4. Key Components of Distributed Systems
Nodes : Individual machines or servers in the system.
Communication Protocols :
Rules and conventions for communication between nodes.
Examples: HTTP, TCP/IP, gRPC.
Middleware :
Software that connects different components of a distributed system.
Examples: Apache Kafka, RabbitMQ.
Distributed File Systems :
File systems that store data across multiple nodes.
Examples: HDFS (Hadoop Distributed File System), Google File System (GFS).
Distributed Databases :
Databases that store data across multiple nodes.
Examples: Cassandra, MongoDB, Amazon DynamoDB.
5. Challenges in Distributed Systems
Consistency :
Ensuring all nodes see the same data at the same time.
Example: CAP Theorem trade-offs.
Fault Tolerance :
Handling node failures without disrupting the system.
Techniques: Replication, redundancy.
Scalability :
Adding more nodes to handle increased load.
Types: Horizontal scaling (adding more machines) vs. Vertical scaling (adding more resources to a single machine).
Synchronization :
Coordinating actions and data across nodes.
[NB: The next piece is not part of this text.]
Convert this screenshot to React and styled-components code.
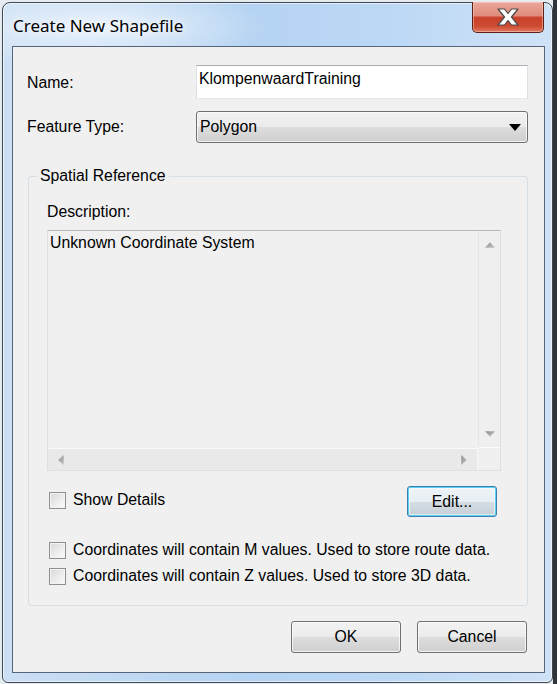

Techniques: Distributed locks, consensus algorithms (e.g., Paxos, Raft).
Security :
Protecting data and ensuring secure communication.
Techniques: Encryption, authentication, authorization.
6. Key Concepts in Distributed Systems
CAP Theorem : In a distributed system, you can only guarantee two out of three properties: Consistency, Availability, and Partition Tolerance.
Consensus Algorithms :
Algorithms that ensure all nodes agree on a single value.
Examples: Paxos, Raft.
Replication :
Storing multiple copies of data across nodes to ensure fault tolerance and availability.
Types: Master-slave replication, peer-to-peer replication.
Load Balancing :
Distributing workloads across multiple nodes to ensure efficient resource utilization.
Techniques: Round-robin, least connections, weighted distribution.
Distributed Transactions :
Ensuring atomicity, consistency, isolation, and durability (ACID ) across multiple nodes.
Techniques: Two-phase commit (2PC), three-phase commit (3PC).
7. Real-World Examples of Distributed Systems
Google Search : A distributed system that indexes and retrieves information from the web.
AWS, Azure, GCP : A cloud computing platform that provides distributed computing resources.
Bitcoin : A decentralized cryptocurrency that uses a distributed ledger (blockchain).
Netflix : A streaming service that uses distributed systems for content delivery and recommendation.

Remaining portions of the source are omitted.